> [TASK TO CARRY OUT]:
Counting only lines that hold "size", give the total and nothing more.

----

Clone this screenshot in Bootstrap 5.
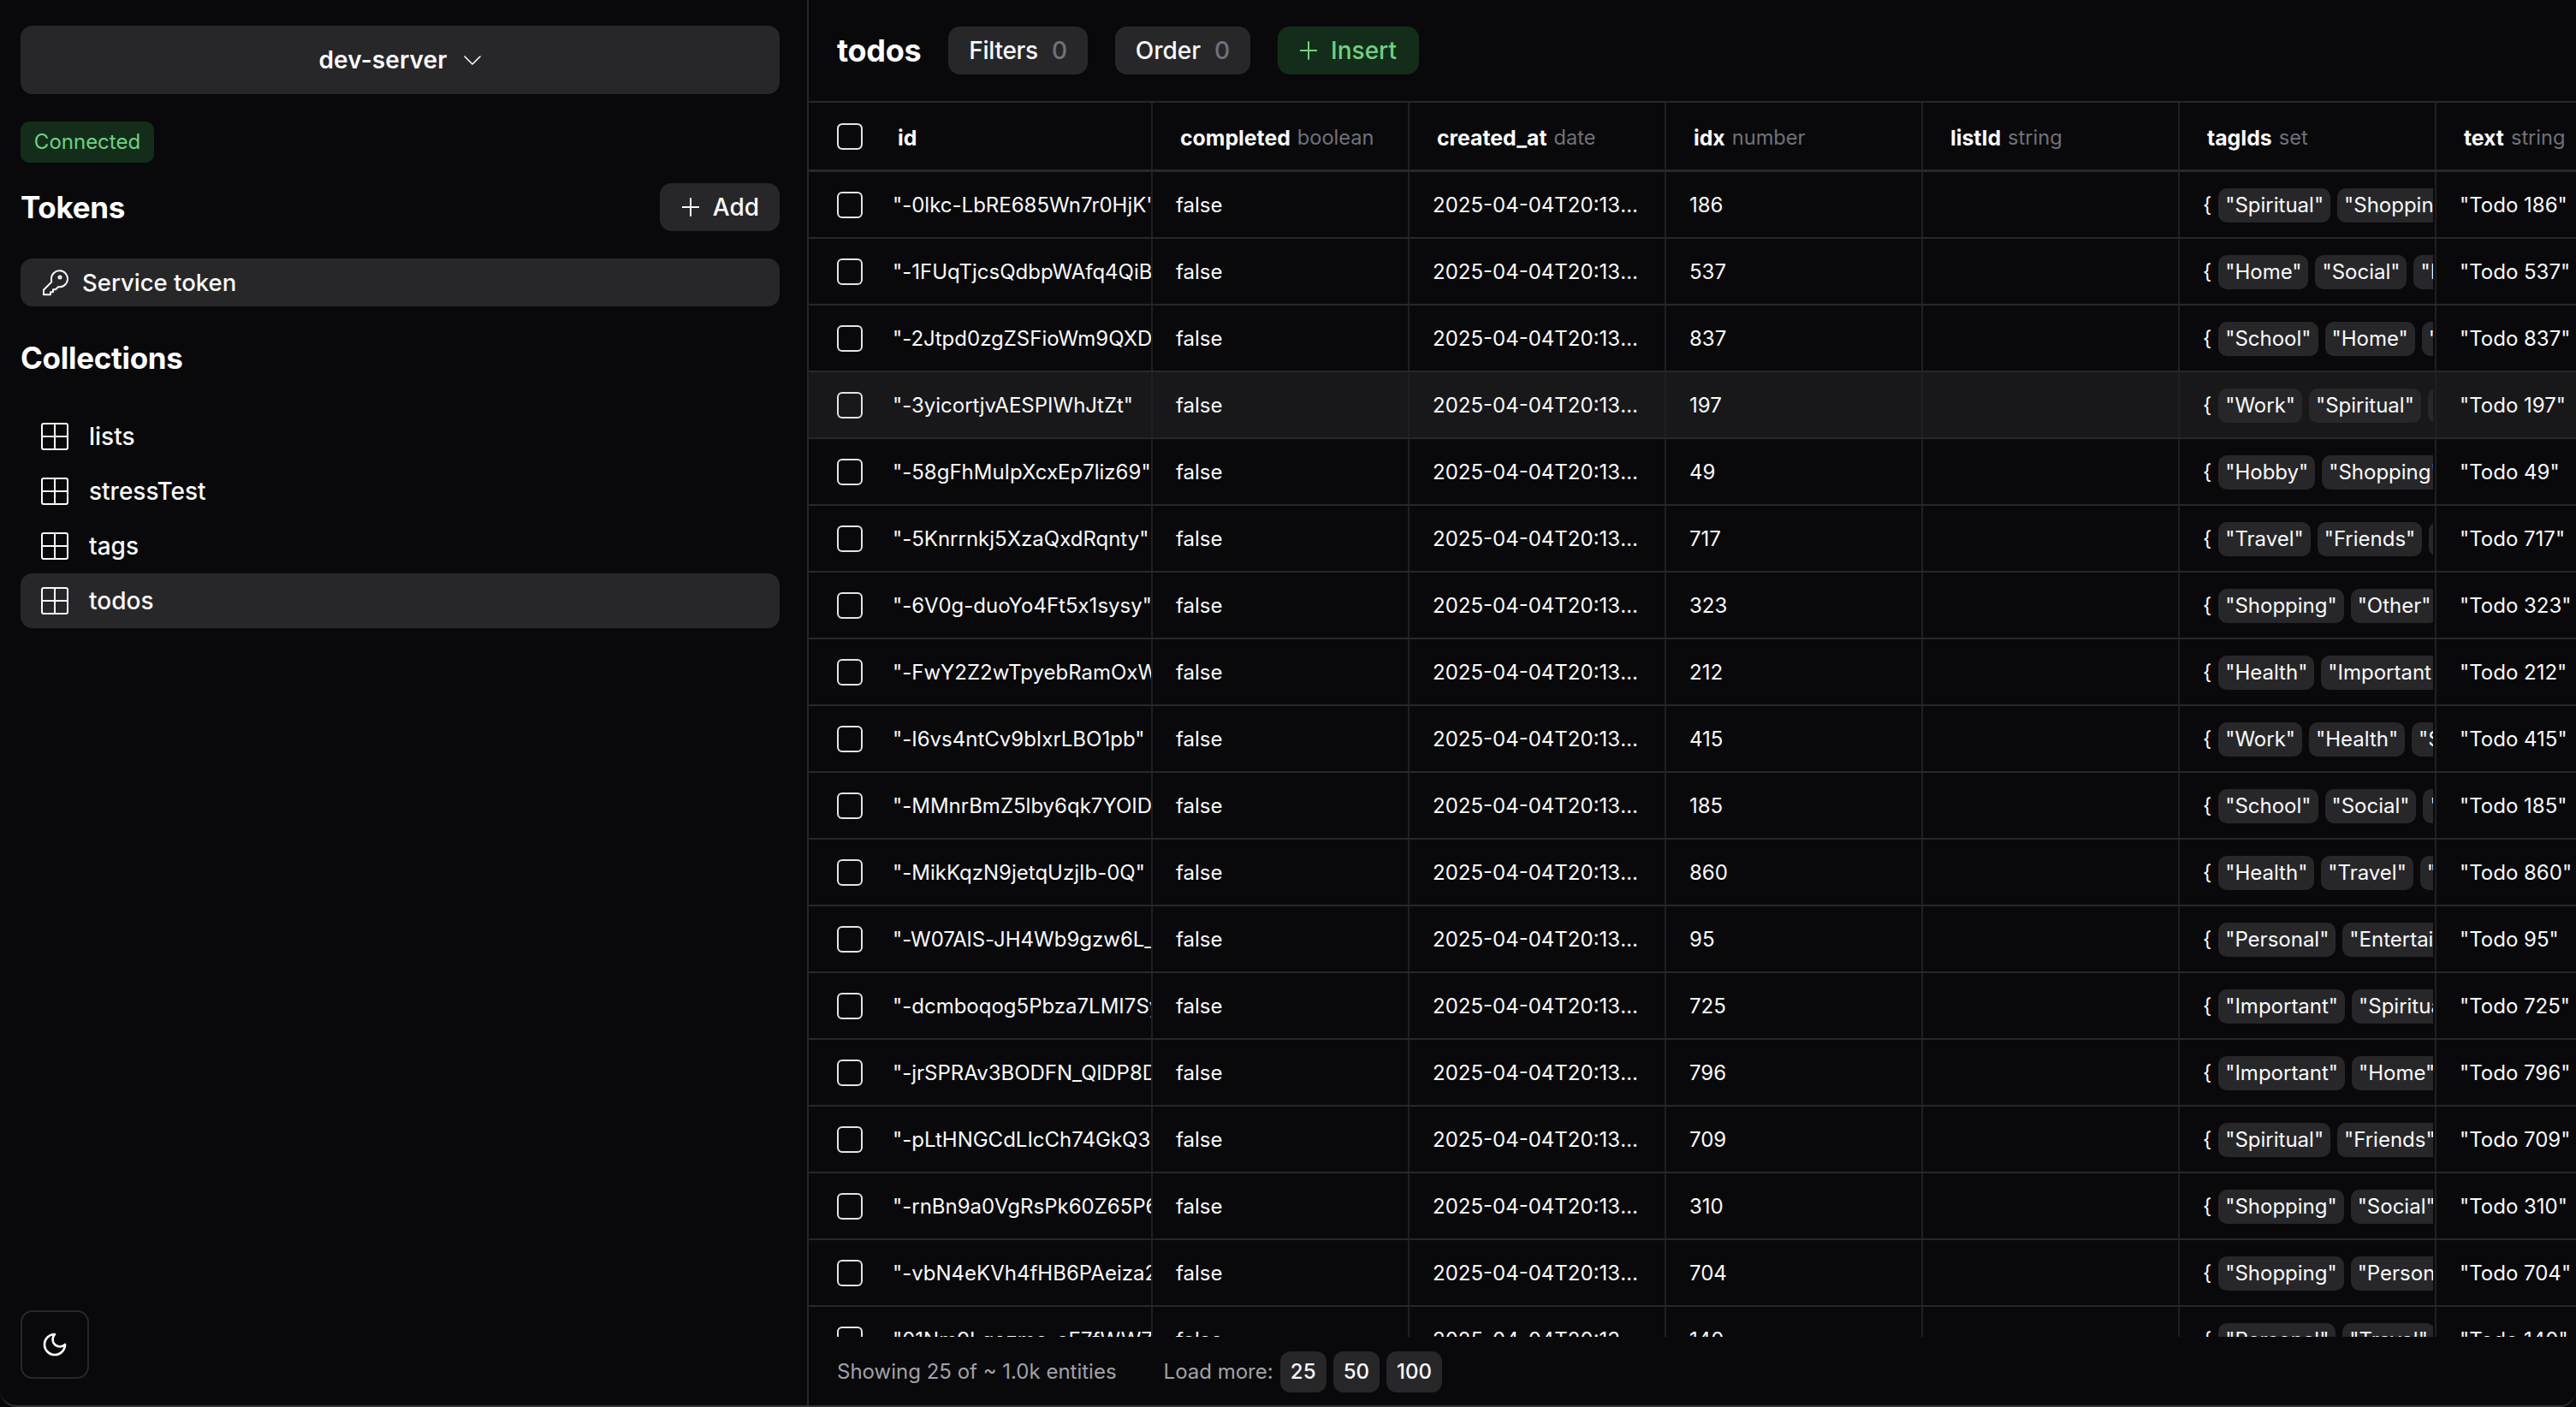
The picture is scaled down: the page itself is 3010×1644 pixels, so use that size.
<!doctype html>
<html lang="en" data-bs-theme="dark">
<head>
<meta charset="utf-8">
<title>todos</title>
<link href="https://cdn.jsdelivr.net/npm/bootstrap@5.3.0/dist/css/bootstrap.min.css" rel="stylesheet">
<style>
html,body{height:100%;}
body{background:#09090b;color:#fafafa;font-family:Inter,"Liberation Sans",sans-serif;font-size:24px;line-height:40px;overflow:hidden;}
.app-frame{height:1644px;border-bottom:2px solid #333336;border-radius:0 0 20px 20px;overflow:hidden;}
.side-pane{width:945px;flex:none;border-right:2px solid #27272a;padding:30px 32px 31px 24px;}
.soft-btn{background:#27272a;color:#fafafa;border:0;border-radius:14px;font-size:28px;font-weight:500;line-height:40px;height:56px;padding:0 24px;display:inline-flex;align-items:center;}
.soft-btn:hover,.soft-btn:active{background:#27272a!important;color:#fafafa!important;}
.server-btn{height:80px;width:100%;justify-content:center;font-weight:600;gap:20px;padding:0;letter-spacing:.1px;}
.state-pill{background:#142d1a;color:#71d083;border-radius:10px;height:48px;width:156px;font-size:24px;line-height:48px;text-align:center;margin-top:32px;}
.pane-title{font-size:35px;line-height:44px;font-weight:700;margin:0;letter-spacing:-.3px;}
.tok-head{margin-top:24px;height:56px;}
.add-btn{padding:0 24px 0 26px;gap:16px;}
.tok-row{background:#27272a;border-radius:14px;height:56px;margin-top:32px;padding:0 24px;gap:16px;font-size:27.500px;font-weight:500;}
.coll-title{margin-top:38px;}
.coll-list{margin-top:38px;}
.coll-item{height:64px;border-radius:14px;padding:0 24px;gap:24px;font-size:28px;font-weight:500;color:#fafafa;text-decoration:none;}
.coll-item.is-open{background:#27272a;}
.moon-btn{width:80px;height:80px;border:2px solid #27272a;border-radius:14px;background:transparent;padding:0;color:#fafafa;}
.main-pane{min-width:0;}
.top-bar{height:118px;padding:0 32px 0 33px;gap:32px;}
.tbl-title{font-size:36px;font-weight:700;margin:0;line-height:44px;letter-spacing:-.3px;}
.cnt{color:#71717a;margin-left:16px;}
.flt-btn{letter-spacing:-.3px;}
.ok-btn{background:#142d1a;color:#71d083;gap:16px;padding:0 26px;}
.ok-btn:hover,.ok-btn:active{background:#142d1a!important;color:#71d083!important;}
.data-view{flex:1 1 auto;min-height:0;overflow:hidden;border-top:2px solid #27272a;}
.data-row{width:2200px;height:78px;border-bottom:2px solid #27272a;}
.data-row.is-hover{background:#18181b;}
.head-row{height:81px;border-bottom-width:3px;}
.c-sel{width:100px;flex:none;}
.c-id{width:300px;flex:none;font-variant-ligatures:no-contextual;font-feature-settings:"calt" 0;}
.c-std{width:300px;flex:none;border-left:2px solid #1f1f22;}
.data-cell{height:100%;display:flex;align-items:center;overflow:hidden;white-space:nowrap;padding-left:27px;padding-top:2px;}
.c-sel.data-cell{padding:0 0 0 33px;}
.c-id.data-cell{padding-left:0;}
.id-text{margin-left:-2px;}
.head-row .data-cell{padding-left:32px;padding-top:3px;font-size:24.800px;font-weight:700;}
.head-row .c-sel.data-cell{padding:0 0 0 33px;}
.head-row .c-id.data-cell{padding-left:4px;}
.type-name{color:#71717a;font-weight:400;margin-left:8px;font-size:23.600px;}
.cut-text{overflow:hidden;text-overflow:ellipsis;width:240px;display:block;}
.tick{width:30px;height:31px;margin:0;background:transparent;border:2px solid #e4e4e7;border-radius:8px;}
.tick:focus{box-shadow:none;border-color:#e4e4e7;}
.tag-cell{padding-right:2px;}
.tag-wrap{display:flex;gap:8px;overflow:hidden;margin-left:8px;flex:1;min-width:0;}
.tag-chip{background:#27272a;border-radius:10px;height:40px;line-height:40px;padding:0 8px;flex:none;}
.foot-bar{height:79px;flex:none;padding:0 32px 0 33px;color:#a1a1aa;background:#09090b;font-size:24px;}
.foot-gap{margin-left:55px;margin-right:8px;}
.num-btn{height:48px;padding:0 12px;min-width:54px;justify-content:center;font-size:24px;border-radius:12px;font-weight:500;margin-right:8px;}
.ico{fill:none;stroke:currentColor;stroke-width:2;stroke-linecap:round;stroke-linejoin:round;flex:none;display:block;}
.ico-thin{stroke-width:1.600;}
.data-body{height:1361px;overflow:hidden;}
</style>
</head>
<body>
<svg width="0" height="0" class="position-absolute">
<symbol id="i-plus" viewBox="0 0 20 22"><path d="M10 1v20M0 11h20"/></symbol>
<symbol id="i-grid" viewBox="0 0 32 32"><rect x="1" y="1" width="30" height="30" rx="2"/><path d="M16 1v30M1 16h30"/></symbol>
</svg>
<div class="app-frame d-flex">
  <aside class="side-pane d-flex flex-column">
    <button type="button" class="btn soft-btn server-btn">dev-server
      <svg class="ico ico-thin" width="20" height="11" viewBox="0 0 20 11"><path d="M1 1l9 9 9-9"/></svg>
    </button>
    <div class="state-pill">Connected</div>
    <div class="tok-head d-flex justify-content-between align-items-center">
      <h2 class="pane-title">Tokens</h2>
      <button type="button" class="btn soft-btn add-btn"><svg class="ico" width="20" height="22"><use href="#i-plus"/></svg>Add</button>
    </div>
    <div class="tok-row d-flex align-items-center">
      <svg class="ico" width="32" height="32" viewBox="0 0 32 32"><path d="M12 12a9.500 9.500 0 1 1 8 9.200l-3 3h-3v3h-3v3H3v-5.500l9.300-9.300A9.500 9.500 0 0 1 12 12z"/><circle cx="22" cy="10" r="1.500"/></svg>
      <span>Service token</span>
    </div>
    <h2 class="pane-title coll-title">Collections</h2>
    <nav class="coll-list d-flex flex-column">
      <a class="coll-item d-flex align-items-center" href="#"><svg class="ico" width="32" height="32"><use href="#i-grid"/></svg>lists</a>
      <a class="coll-item d-flex align-items-center" href="#"><svg class="ico" width="32" height="32"><use href="#i-grid"/></svg>stressTest</a>
      <a class="coll-item d-flex align-items-center" href="#"><svg class="ico" width="32" height="32"><use href="#i-grid"/></svg>tags</a>
      <a class="coll-item is-open d-flex align-items-center" href="#"><svg class="ico" width="32" height="32"><use href="#i-grid"/></svg>todos</a>
    </nav>
    <div class="mt-auto">
      <button type="button" class="btn moon-btn d-flex align-items-center justify-content-center" aria-label="Theme">
        <svg class="ico" width="32" height="32" viewBox="0 0 24 24"><path d="M12 3a6 6 0 0 0 9 9 9 9 0 1 1-9-9z"/></svg>
      </button>
    </div>
  </aside>
  <main class="main-pane flex-grow-1 d-flex flex-column">
    <div class="top-bar d-flex align-items-center flex-shrink-0">
      <h1 class="tbl-title">todos</h1>
      <button type="button" class="btn soft-btn flt-btn">Filters<span class="cnt">0</span></button>
      <button type="button" class="btn soft-btn">Order<span class="cnt">0</span></button>
      <button type="button" class="btn soft-btn ok-btn"><svg class="ico" width="20" height="22"><use href="#i-plus"/></svg>Insert</button>
    </div>
    <div class="data-view">
      <div class="data-row head-row d-flex">
        <div class="c-sel data-cell"><input class="form-check-input tick" type="checkbox" aria-label="Select all"></div>
        <div class="c-id data-cell">id</div>
        <div class="c-std data-cell">completed<span class="type-name">boolean</span></div>
        <div class="c-std data-cell">created_at<span class="type-name">date</span></div>
        <div class="c-std data-cell">idx<span class="type-name">number</span></div>
        <div class="c-std data-cell">listId<span class="type-name">string</span></div>
        <div class="c-std data-cell">tagIds<span class="type-name">set</span></div>
        <div class="c-std data-cell">text<span class="type-name">string</span></div>
      </div>
      <div class="data-body" id="rows"></div>
    </div>
    <div class="foot-bar d-flex align-items-center">
      <span>Showing 25 of ~ 1.0k entities</span>
      <span class="foot-gap">Load more:</span>
      <button type="button" class="btn soft-btn num-btn">25</button>
      <button type="button" class="btn soft-btn num-btn">50</button>
      <button type="button" class="btn soft-btn num-btn">100</button>
    </div>
  </main>
</div>
<script>
var data=[
['"-0lkc-LbRE685Wn7r0HjK"',186,['Spiritual','Shopping']],
['"-1FUqTjcsQdbpWAfq4QiB"',537,['Home','Social','Important']],
['"-2Jtpd0zgZSFioWm9QXD"',837,['School','Home','Work']],
['"-3yicortjvAESPIWhJtZt"',197,['Work','Spiritual','Home']],
['"-58gFhMuIpXcxEp7liz69"',49,['Hobby','Shopping']],
['"-5Knrrnkj5XzaQxdRqnty"',717,['Travel','Friends','Home']],
['"-6V0g-duoYo4Ft5x1sysy"',323,['Shopping','Other']],
['"-FwY2Z2wTpyebRamOxW"',212,['Health','Important']],
['"-I6vs4ntCv9bIxrLBO1pb"',415,['Work','Health','Social']],
['"-MMnrBmZ5lby6qk7YOID"',185,['School','Social','Home']],
['"-MikKqzN9jetqUzjIb-0Q"',860,['Health','Travel','Home']],
['"-W07AlS-JH4Wb9gzw6L_"',95,['Personal','Entertainment']],
['"-dcmboqog5Pbza7LMI7Sy"',725,['Important','Spiritual']],
['"-jrSPRAv3BODFN_QlDP8D"',796,['Important','Home']],
['"-pLtHNGCdLIcCh74GkQ3"',709,['Spiritual','Friends']],
['"-rnBn9a0VgRsPk60Z65P6"',310,['Shopping','Social']],
['"-vbN4eKVh4fHB6PAeiza2"',704,['Shopping','Personal']],
['"01Nm9Lgozme_eE7fWW76"',140,['Personal','Travel']]];
document.getElementById('rows').innerHTML=data.map(function(r,i){
return '<div class="data-row d-flex'+(i==3?' is-hover':'')+'"><div class="c-sel data-cell"><input class="form-check-input tick" type="checkbox" aria-label="Select row"></div><div class="c-id data-cell"><span class="id-text">'+r[0]+'</span></div><div class="c-std data-cell">false</div><div class="c-std data-cell"><span class="cut-text">2025-04-04T20:13:05.000Z</span></div><div class="c-std data-cell">'+r[1]+'</div><div class="c-std data-cell"></div><div class="c-std data-cell tag-cell">{<div class="tag-wrap">'+r[2].map(function(t){return '<span class="tag-chip">"'+t+'"</span>'}).join('')+'</div></div><div class="c-std data-cell">"Todo '+r[1]+'"</div></div>';
}).join('');
</script>
<script src="https://cdn.jsdelivr.net/npm/bootstrap@5.3.0/dist/js/bootstrap.bundle.min.js"></script>
</body>
</html>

----

> [RESPONSE TO THIS TASK]:
12